The sub-compensation block 143 may read out a compensation value CV corresponding to the grayscale I_Ga of the first compensation image data C_DSa and the scale factor change amount Δsab from the sub-storage block 144 and may output the re-compensation data CC_Dsa by compensating the first compensation image data C_Dsa based on the compensation value CV.

Since the image is displayed in the grayscale area based on the re-compensation data CC_Dsa, it is possible to prevent or reduce the perception of a flickering phenomenon in the low grayscale area due to the luminance compensation by the main current compensation unit 130 _ a.
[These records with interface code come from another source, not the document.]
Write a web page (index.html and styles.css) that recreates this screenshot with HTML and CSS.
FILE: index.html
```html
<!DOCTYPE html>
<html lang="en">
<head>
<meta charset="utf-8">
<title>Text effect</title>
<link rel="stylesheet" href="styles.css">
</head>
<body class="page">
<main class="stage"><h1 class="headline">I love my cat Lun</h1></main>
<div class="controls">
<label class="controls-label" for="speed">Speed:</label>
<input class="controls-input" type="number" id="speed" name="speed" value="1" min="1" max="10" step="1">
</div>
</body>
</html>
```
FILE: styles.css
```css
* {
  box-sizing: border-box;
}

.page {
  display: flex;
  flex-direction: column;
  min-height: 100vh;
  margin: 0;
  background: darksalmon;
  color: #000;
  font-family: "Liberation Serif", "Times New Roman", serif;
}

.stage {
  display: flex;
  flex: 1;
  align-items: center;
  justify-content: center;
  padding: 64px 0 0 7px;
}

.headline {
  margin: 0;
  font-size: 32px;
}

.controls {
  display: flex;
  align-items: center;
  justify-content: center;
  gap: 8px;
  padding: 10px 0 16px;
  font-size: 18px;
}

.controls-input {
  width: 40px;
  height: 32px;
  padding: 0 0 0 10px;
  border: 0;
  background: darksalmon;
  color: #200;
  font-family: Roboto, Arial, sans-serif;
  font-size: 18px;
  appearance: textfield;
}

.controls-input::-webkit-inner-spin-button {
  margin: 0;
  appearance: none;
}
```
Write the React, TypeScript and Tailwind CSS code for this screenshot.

In an embodiment, power can be conserved without causing observable flicker by compensating areas of the display device maintained at a low gray level for at least certain time period differently from areas of the display area that are not maintained at the low gray level for at least the certain period.

According to an embodiment of the present disclosure, the flickering phenomenon in a first area may be removed while reducing the overall power consumption of a display device, by applying different luminance compensation methods to the first area, where a still image is displayed, and a second area where a video is displayed.

While the present disclosure has been described with reference to embodiments thereof, it will be apparent to those of ordinary skill in the art that various changes and modifications may be made thereto without departing from the spirit and scope of the present disclosure as set forth in the following claims.